Je suis maman, mais je suis aussi infirmière. Infirmière pédiatrique. Ancienne infirmière d'urgence et de néonatalogie. Devenir maman en ayant ce parcours professionnel, c'est un défi mental. C'est devoir faire face à toutes les peurs que mes années d’expérience ont ancrées en moi. Des années à voir le pire, à accompagner la douleur et la détresse, à m’oublier pour mieux soigner.
 
Être maman et infirmière c’est me préparer à voir mon garçon dans les yeux des enfants que je soignerai. Aujourd’hui à presque un an ou quand il aura dix-huit ans.
 
Être maman et infirmière, c’est me faire un devoir de me rappeler chaque jour que je suis chanceuse d’avoir un enfant en santé. Que je serais prête à tout pour qu’il n’ait pas à traverser les mêmes épreuves que mes petits combattants. Que je ne sais pas si je serais en mesure d'avoir le dixième de la résilience des parents que je côtoie aux soins intensifs.
 
Être maman et infirmière, c’est savoir qu’une télévision peut être mortelle pour un jeune enfant. Qu’un brocoli mal avalé peut dégénérer en pneumonie. Qu’un raisin est le fruit le plus traître qui soit. Qu’un simple mal de tête peut être le début d’un vrai cauchemar. Que le cancer, ce n’est pas juste au téléthon. Qu’on n’est jamais à l’abri d’un drame. Jamais.
 
Être maman et infirmière, c’est savoir qu’un enfant malade, ça veut dire une famille malade. Ça n’épargne le cœur de personne; parents, grands-parents, oncles, tantes, amis de la famille. Ça paralyse le quotidien. C'est leur monde qui s'arrête, même si la terre continue de tourner.
 
Être maman et infirmière, c’est aussi d’anticiper la prochaine question d’un parent en sachant que je voudrais moi-même être rassurée sur le sujet. C’est veiller à ce que les parents prennent le temps d’aller manger, dormir et se laver, car je sais trop bien que s‘ils le pouvaient et que si on n'y portait pas attention, ils seraient au chevet 24h/24, jusqu’à tomber au combat eux-mêmes.
 
Être maman et infirmière, c’est parfois pleurer en silence en accompagnant un petit amour lorsque le combat prend fin et qu'il enfile ses ailes pour un monde sans souffrance. C'est courir ensuite à la maison serrer mon petit trésor dans mes bras en remerciant le ciel d'être là, en santé. Un jour, ce fût même de vivre la dualité de soigner jusqu’au bout de la vie en portant moi-même la vie.

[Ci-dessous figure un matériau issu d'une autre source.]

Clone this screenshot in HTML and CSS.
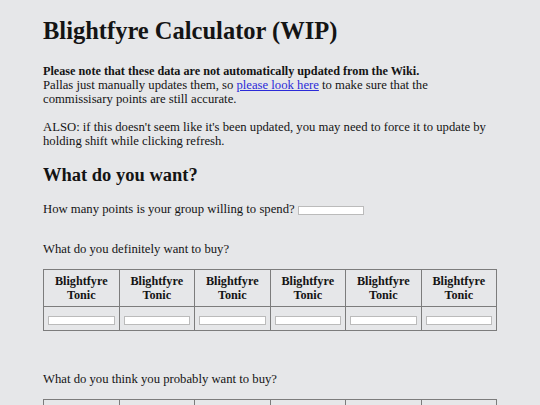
FILE: index.html
```html
<!DOCTYPE html>
<html>
<head>
<meta charset="utf-8">
<link rel="stylesheet" href="styles.css">
</head>
<body>
<div class="page">
  <h1 class="title">Blightfyre Calculator (WIP)</h1>
  <p class="note"><b class="warn">Please note that these data are not automatically updated from the Wiki.</b><br>Pallas just manually updates them, so <a href="#">please look here</a> to make sure that the commissisary points are still accurate.</p>
  <p class="note">ALSO: if this doesn't seem like it's been updated, you may need to force it to update by holding shift while clicking refresh.</p>
  <h2 class="section">What do you want?</h2>
  <p class="question">How many points is your group willing to spend? <input class="field" type="text"></p>
  <p class="question q-gap">What do you definitely want to buy?</p>
  <table class="items">
    <tr>
      <th>Blightfyre<br>Tonic</th><th>Blightfyre<br>Tonic</th><th>Blightfyre<br>Tonic</th><th>Blightfyre<br>Tonic</th><th>Blightfyre<br>Tonic</th><th>Blightfyre<br>Tonic</th>
    </tr>
    <tr>
      <td><input class="field cell" type="text"></td><td><input class="field cell" type="text"></td><td><input class="field cell" type="text"></td><td><input class="field cell" type="text"></td><td><input class="field cell" type="text"></td><td><input class="field cell" type="text"></td>
    </tr>
  </table>
  <p class="question q-gap2">What do you think you probably want to buy?</p>
  <table class="items">
    <tr>
      <th>Blightfyre<br>Tonic</th><th>Blightfyre<br>Tonic</th><th>Blightfyre<br>Tonic</th><th>Blightfyre<br>Tonic</th><th>Blightfyre<br>Tonic</th><th>Blightfyre<br>Tonic</th>
    </tr>
    <tr>
      <td><input class="field cell" type="text"></td><td><input class="field cell" type="text"></td><td><input class="field cell" type="text"></td><td><input class="field cell" type="text"></td><td><input class="field cell" type="text"></td><td><input class="field cell" type="text"></td>
    </tr>
  </table>
</div>
</body>
</html>
```
FILE: styles.css
```css
html, body {
  margin: 0;
  padding: 0;
  background: #e6e7e9;
}
body {
  font-family: "Liberation Serif", "Times New Roman", serif;
  font-size: 12.7px;
  color: #141414;
}
.page {
  padding: 0 43px;
}
.title {
  font-size: 24.5px;
  font-weight: bold;
  margin: 0;
  padding-top: 16px;
  line-height: 30px;
}
.note {
  margin: 18px 0 0;
  line-height: 14px;
  max-width: 444px;
}
.warn {
  font-size: 12.2px;
}
.note + .note {
  margin-top: 14px;
}
a {
  color: #2b2bd8;
}
.section {
  font-size: 18.5px;
  margin: 15px 0 0;
  line-height: 24px;
}
.question {
  margin: 15px 0 0;
  line-height: 14px;
}
.q-gap { margin-top: 26px; }
.q-gap2 { margin-top: 41px; }
.field {
  width: 66px;
  height: 9px;
  padding: 0;
  border: 1px solid #bbb;
  background: #fff;
  box-sizing: border-box;
  vertical-align: middle;
}
.items {
  width: 100%;
  border-collapse: collapse;
  margin-top: 13px;
  table-layout: fixed;
}
.items th, .items td {
  border: 1px solid #7c7c7c;
  text-align: center;
}
.items th {
  font-size: 12.2px;
  line-height: 14px;
  padding: 4px 2px 4px;
}
.items td {
  padding: 9px 4px 5px;
  line-height: 0;
}
.cell {
  width: 100%;
  height: 9px;
}
```
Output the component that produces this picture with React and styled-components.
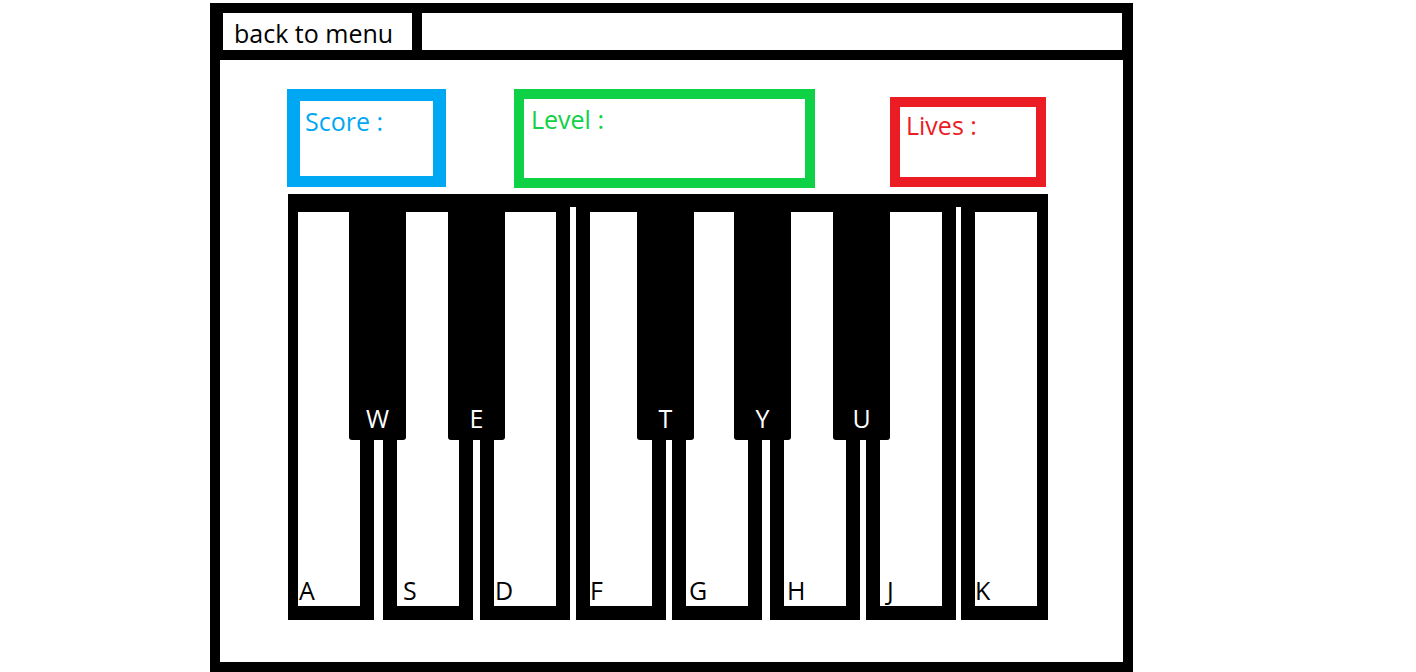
import React from "react";
import styled, { createGlobalStyle } from "styled-components";

const GlobalStyle = createGlobalStyle`
  html,
  body {
    margin: 0;
    background: #fff;
  }

  body {
    font-family: "Open Sans", "Noto Sans", sans-serif;
    font-size: 25px;
    line-height: 1;
  }
`;

const Page = styled.div`
  height: 672px;
  padding: 3px 0 0 210px;
  box-sizing: border-box;
  overflow: hidden;
`;

const Frame = styled.div`
  display: flex;
  flex-direction: column;
  width: 923px;
  height: 669px;
  box-sizing: border-box;
  border: 10px solid #000;
`;

const TopBar = styled.div`
  display: flex;
  gap: 10px;
  height: 47px;
  padding: 0 1px 10px 3px;
  box-sizing: border-box;
  background: #000;
`;

const MenuButton = styled.button`
  display: flex;
  align-items: flex-start;
  align-self: stretch;
  width: 189px;
  padding: 8px 0 0 11px;
  border: 0;
  border-radius: 0;
  background: #fff;
  color: #000;
  font: inherit;
  line-height: 1;
  text-align: left;
  cursor: pointer;
`;

const AddressField = styled.div`
  flex: 1;
  background: #fff;
`;

const Main = styled.main`
  flex: 1;
  padding: 29px 0 0 67px;
  background: #fff;
`;

const StatsRow = styled.div`
  display: flex;
  align-items: flex-start;
`;

const StatBox = styled.div`
  width: ${(p) => p.$w}px;
  height: ${(p) => p.$h}px;
  margin: ${(p) => p.$mt || 0}px 0 0 ${(p) => p.$ml || 0}px;
  padding: ${(p) => p.$pt}px 0 0 ${(p) => p.$pl}px;
  box-sizing: border-box;
  border: solid ${(p) => p.$color};
  border-width: ${(p) => p.$bw};
  color: ${(p) => p.$color};
`;

const Piano = styled.div`
  display: flex;
  width: 760px;
  margin: 6px 0 0 1px;
  border-top: 13px solid #000;
`;

const WhiteKey = styled.div`
  position: relative;
  display: flex;
  align-items: flex-end;
  width: ${(p) => p.$w}px;
  height: 413px;
  margin-left: ${(p) => p.$ml}px;
  padding: 0 0 3px ${(p) => p.$lx}px;
  box-sizing: border-box;
  border: solid #000;
  border-width: 5px ${(p) => p.$br}px 14px ${(p) => p.$bl}px;
  background: #fff;
  color: #000;
`;

const BlackKey = styled.div`
  position: absolute;
  top: -5px;
  right: ${(p) => p.$right}px;
  z-index: 1;
  display: flex;
  align-items: flex-end;
  justify-content: center;
  width: 57px;
  height: 233px;
  padding-bottom: 9px;
  box-sizing: border-box;
  border-radius: 0 0 3px 3px;
  background: #000;
  color: #fff;
`;

const keys = [
  { note: "A", w: 86, ml: 0, lx: 1, bl: 10, br: 14, sharp: "W", right: -46 },
  { note: "S", w: 90, ml: 9, lx: 6, bl: 14, br: 14, sharp: "E", right: -46 },
  { note: "D", w: 90, ml: 7, lx: 1, bl: 14, br: 14 },
  { note: "F", w: 90, ml: 6, lx: 0, bl: 14, br: 14, sharp: "T", right: -42 },
  { note: "G", w: 90, ml: 6, lx: 3, bl: 14, br: 14, sharp: "Y", right: -43 },
  { note: "H", w: 90, ml: 8, lx: 3, bl: 14, br: 14, sharp: "U", right: -44 },
  { note: "J", w: 90, ml: 6, lx: 7, bl: 14, br: 14 },
  { note: "K", w: 87, ml: 5, lx: 0, bl: 14, br: 11 },
];

const App = () => (
  <Page>
    <GlobalStyle />
    <Frame>
      <TopBar>
        <MenuButton type="button">back to menu</MenuButton>
        <AddressField />
      </TopBar>
      <Main>
        <StatsRow>
          <StatBox $w={159} $h={98} $bw="12px 13px 11px" $pt={8} $pl={5} $color="#00a8f3">
            Score :
          </StatBox>
          <StatBox $w={301} $h={99} $ml={68} $bw="10px" $pt={8} $pl={7} $color="#0ed145">
            Level :
          </StatBox>
          <StatBox $w={156} $h={90} $ml={75} $mt={8} $bw="10px" $pt={6} $pl={6} $color="#ec1c24">
            Lives :
          </StatBox>
        </StatsRow>
        <Piano>
          {keys.map((k) => (
            <WhiteKey key={k.note} $w={k.w} $ml={k.ml} $lx={k.lx} $bl={k.bl} $br={k.br}>
              {k.note}
              {k.sharp && <BlackKey $right={k.right}>{k.sharp}</BlackKey>}
            </WhiteKey>
          ))}
        </Piano>
      </Main>
    </Frame>
  </Page>
);

export default App;
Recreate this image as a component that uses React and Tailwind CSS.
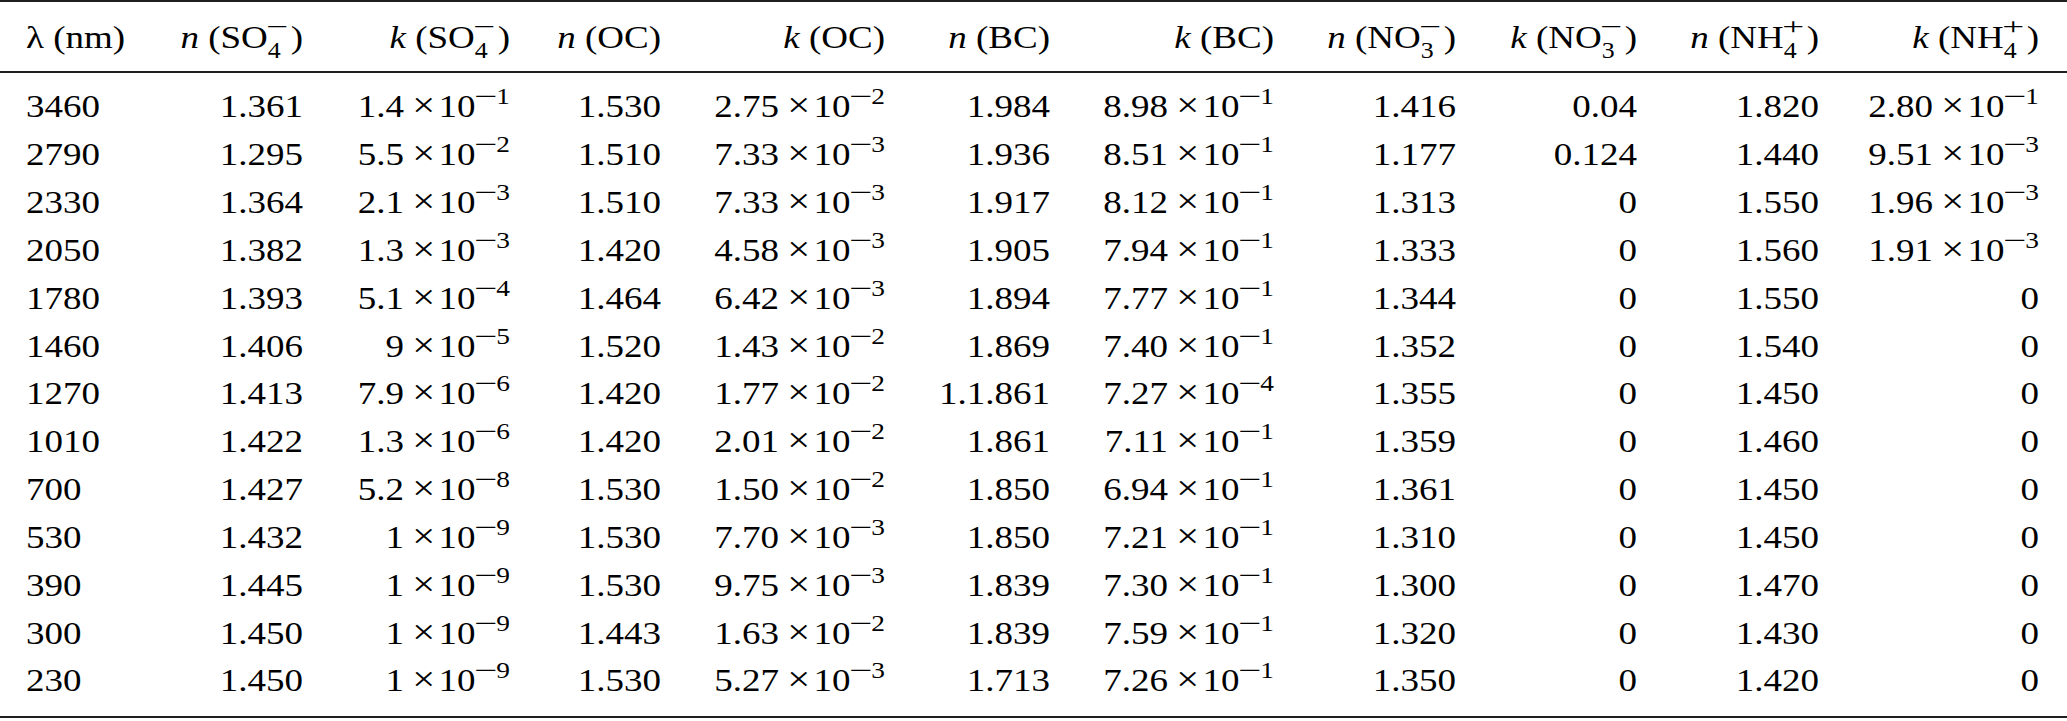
import React from 'react';

// Optical constants table (n, k per species and wavelength)

const ROW = 'grid grid-cols-[134px_143px_207px_151px_224px_165px_224px_182px_181px_182px_220px] pl-[26px] h-[47.83px] leading-[47.83px] scale-y-[0.86] whitespace-nowrap';

const rows = [
  ['3460', '1.361', ['1.4', '1'], '1.530', ['2.75', '2'], '1.984', ['8.98', '1'], '1.416', '0.04', '1.820', ['2.80', '1']],
  ['2790', '1.295', ['5.5', '2'], '1.510', ['7.33', '3'], '1.936', ['8.51', '1'], '1.177', '0.124', '1.440', ['9.51', '3']],
  ['2330', '1.364', ['2.1', '3'], '1.510', ['7.33', '3'], '1.917', ['8.12', '1'], '1.313', '0', '1.550', ['1.96', '3']],
  ['2050', '1.382', ['1.3', '3'], '1.420', ['4.58', '3'], '1.905', ['7.94', '1'], '1.333', '0', '1.560', ['1.91', '3']],
  ['1780', '1.393', ['5.1', '4'], '1.464', ['6.42', '3'], '1.894', ['7.77', '1'], '1.344', '0', '1.550', '0'],
  ['1460', '1.406', ['9', '5'], '1.520', ['1.43', '2'], '1.869', ['7.40', '1'], '1.352', '0', '1.540', '0'],
  ['1270', '1.413', ['7.9', '6'], '1.420', ['1.77', '2'], '1.1.861', ['7.27', '4'], '1.355', '0', '1.450', '0'],
  ['1010', '1.422', ['1.3', '6'], '1.420', ['2.01', '2'], '1.861', ['7.11', '1'], '1.359', '0', '1.460', '0'],
  ['700', '1.427', ['5.2', '8'], '1.530', ['1.50', '2'], '1.850', ['6.94', '1'], '1.361', '0', '1.450', '0'],
  ['530', '1.432', ['1', '9'], '1.530', ['7.70', '3'], '1.850', ['7.21', '1'], '1.310', '0', '1.450', '0'],
  ['390', '1.445', ['1', '9'], '1.530', ['9.75', '3'], '1.839', ['7.30', '1'], '1.300', '0', '1.470', '0'],
  ['300', '1.450', ['1', '9'], '1.443', ['1.63', '2'], '1.839', ['7.59', '1'], '1.320', '0', '1.430', '0'],
  ['230', '1.450', ['1', '9'], '1.530', ['5.27', '3'], '1.713', ['7.26', '1'], '1.350', '0', '1.420', '0'],
];

const Sign = ({ children }) => (
  <span className="inline-block mx-[0.1em] scale-x-[1.5]">{children}</span>
);

const Sci = ({ m, e }) => (
  <>
    {m}
    <span className="ml-[0.2em] mr-[0.08em] text-[1.1em] leading-none">×</span>
    10
    <sup className="text-[0.74em] -top-[0.6em]">
      <Sign>−</Sign>
      {e}
    </sup>
  </>
);

const Ion = ({ base, sub, sup }) => (
  <>
    {base}
    <span className="inline-flex flex-col items-start align-[0.66em] -my-[0.3em] mr-[0.12em] text-[0.7em] leading-[1.07]">
      <Sign>{sup}</Sign>
      <span>{sub}</span>
    </span>
  </>
);

const Label = ({ v, name }) => (
  <>
    <span className="italic">{v}</span> ({name})
  </>
);

const headers = [
  <>λ (nm)</>,
  <Label v="n" name={<Ion base="SO" sub="4" sup="−" />} />,
  <Label v="k" name={<Ion base="SO" sub="4" sup="−" />} />,
  <Label v="n" name="OC" />,
  <Label v="k" name="OC" />,
  <Label v="n" name="BC" />,
  <Label v="k" name="BC" />,
  <Label v="n" name={<Ion base="NO" sub="3" sup="−" />} />,
  <Label v="k" name={<Ion base="NO" sub="3" sup="−" />} />,
  <Label v="n" name={<Ion base="NH" sub="4" sup="+" />} />,
  <Label v="k" name={<Ion base="NH" sub="4" sup="+" />} />,
];

const Rule = () => <div className="h-[2px] bg-[#1f1f1f]" />;

export default function App() {
  return (
    <div className="w-[2067px] h-[721px] bg-white text-black text-[37px] font-['Liberation_Serif','Times_New_Roman',serif]">
      <Rule />
      <div className="pt-[11.8px] pb-[9.4px]">
        <div className={ROW}>
          {headers.map((h, i) => (
            <div key={i} className={i === 0 ? 'text-left' : 'text-right'}>
              {h}
            </div>
          ))}
        </div>
      </div>
      <Rule />
      <div className="pt-[10.4px] pb-[10.8px]">
        {rows.map((r, ri) => (
          <div key={ri} className={ROW}>
            {r.map((c, ci) => (
              <div key={ci} className={ci === 0 ? 'text-left' : 'text-right'}>
                {Array.isArray(c) ? <Sci m={c[0]} e={c[1]} /> : c}
              </div>
            ))}
          </div>
        ))}
      </div>
      <Rule />
    </div>
  );
}
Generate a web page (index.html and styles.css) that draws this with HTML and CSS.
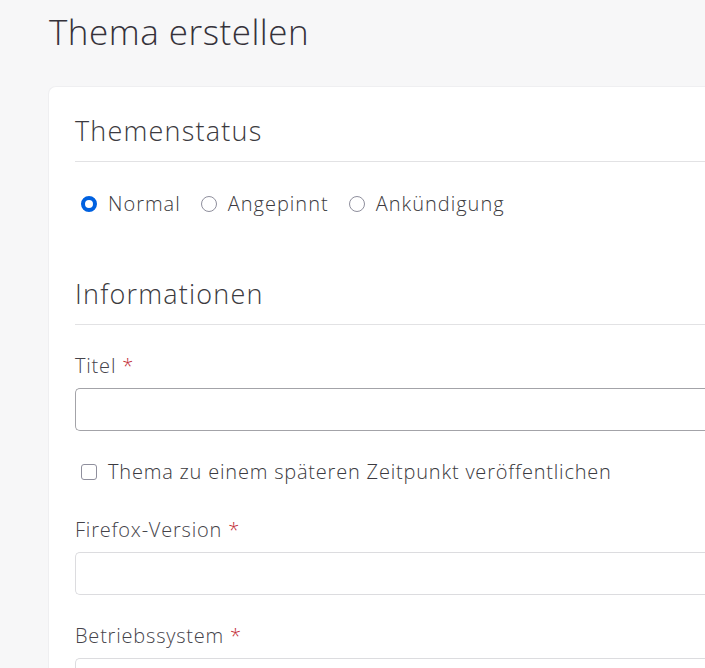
FILE: index.html
```html
<!DOCTYPE html>
<html lang="de">
<head>
    <meta charset="UTF-8">
    <meta name="viewport" content="width=device-width, initial-scale=1.0">
    <title>Thema erstellen</title>
    <link rel="stylesheet" href="styles.css">
</head>
<body>
    <div class="page">
        <h1 class="page-title">Thema erstellen</h1>

        <div class="card">
            <section class="section">
                <h2 class="section-title">Themenstatus</h2>
                <div class="radio-group">
                    <label class="radio">
                        <input type="radio" name="status" checked>
                        <span>Normal</span>
                    </label>
                    <label class="radio">
                        <input type="radio" name="status">
                        <span>Angepinnt</span>
                    </label>
                    <label class="radio">
                        <input type="radio" name="status">
                        <span>Ankündigung</span>
                    </label>
                </div>
            </section>

            <section class="section">
                <h2 class="section-title">Informationen</h2>

                <div class="field">
                    <label class="field-label">Titel <span class="required">*</span></label>
                    <input type="text" class="input input-active">
                </div>

                <label class="checkbox">
                    <input type="checkbox">
                    <span>Thema zu einem späteren Zeitpunkt veröffentlichen</span>
                </label>

                <div class="field">
                    <label class="field-label">Firefox-Version <span class="required">*</span></label>
                    <input type="text" class="input">
                </div>

                <div class="field">
                    <label class="field-label">Betriebssystem <span class="required">*</span></label>
                    <input type="text" class="input">
                </div>
            </section>
        </div>
    </div>
</body>
</html>
```

FILE: styles.css
```css
* {
    margin: 0;
    padding: 0;
    box-sizing: border-box;
}

html,
body {
    height: 100%;
    overflow: hidden;
}

body {
    font-family: 'Open Sans', 'Noto Sans', sans-serif;
    font-weight: 300;
    color: #3b3a40;
    background-color: #f7f7f8;
}

.page {
    padding: 10px 0 0 48px;
    height: 100%;
    display: flex;
    flex-direction: column;
}

.page-title {
    font-size: 35px;
    font-weight: 300;
    line-height: 44px;
    letter-spacing: 0.5px;
    padding-left: 1px;
    margin-bottom: 32px;
    color: #35323a;
}

.card {
    flex: 1;
    overflow: hidden;
    background: #fff;
    border-radius: 8px 0 0 0;
    border: 1px solid #efeff1;
    border-right: none;
    border-bottom: none;
    padding: 26px 0 0 26px;
}

.section-title {
    font-size: 27px;
    font-weight: 300;
    line-height: 36px;
    letter-spacing: 1.2px;
    padding-bottom: 12px;
    border-bottom: 1px solid #e2e2e4;
    color: #3b3a40;
}

.section + .section {
    margin-top: 59px;
}

.radio-group {
    display: flex;
    gap: 20px;
    padding: 29px 0 0 6px;
}

.radio,
.checkbox {
    display: flex;
    align-items: center;
    gap: 11px;
    font-size: 20px;
    line-height: 26px;
    letter-spacing: 0.8px;
    color: #3b3a40;
}

.radio {
    letter-spacing: 1px;
}

.radio input {
    appearance: none;
    width: 16px;
    height: 16px;
    border: 1px solid #8f8f9d;
    border-radius: 50%;
    margin: 0;
}

.radio input:checked {
    border: 4px solid #0061e0;
}

.checkbox {
    padding: 28px 0 0 6px;
}

.checkbox input {
    appearance: none;
    width: 16px;
    height: 16px;
    border: 1px solid #8f8f9d;
    border-radius: 3px;
    margin: 0;
}

.field {
    margin-top: 28px;
}

.checkbox + .field {
    margin-top: 32px;
}

.field-label {
    display: block;
    font-size: 20px;
    line-height: 26px;
    letter-spacing: 0.8px;
    margin-bottom: 9px;
    color: #45434a;
}

.required {
    color: #c4303a;
}

.input {
    display: block;
    width: 100%;
    height: 43px;
    border: 1px solid #dcdcdf;
    border-right: none;
    border-radius: 5px 0 0 5px;
    background: #fff;
}

.input-active {
    border-color: #a3a3a8;
}
```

Maman et infirmière : quand l'un ne va pas sans l'autre.Crédit: Maxime Côté

L'infirmière amène la maman qu'elle est au travail et rapporte ses connaissances et son expérience à la maison, qu'elle le veuille ou non. Que ce soit parfois positif et aidant ou, bien au contraire, angoissant et négatif.
 
Être maman et infirmière, c’est accepter de se rendre vulnérable pour mieux soigner. C’est assumer que parfois, on est davantage dans la sympathie que l’empathie et que c’est correct ainsi. C’est également avoir un cœur de maman et un cœur d’infirmière qui seront à jamais indissociables. Ils agiront comme des vases communicants, bien malgré moi.
 
En cette journée internationale de l'infirmière, merci à mes amies et collègues qui prennent soin de la population comme de leur propre famille. Merci d’avoir un souci maternel envers les patients. Merci de prendre le temps de faire le petit geste de plus qui adoucit la dureté de l’épreuve. Merci de soigner chaque jour avec autant de cœur. Grâce à chacune de vous, les soins sont plus humains. Par votre exemple, je sais qu’on grandit en étant maman et infirmière et que ces peurs ancrées au fond de moi, je les prendrai pour mieux avancer.
 
À tous mes collègues masculins et superdad, remplacez le mot maman par papa dans ce texte, car je sais que vous vivez tout autant cette réalité.
 
Comment votre travail a-t-il influencé votre rôle de maman?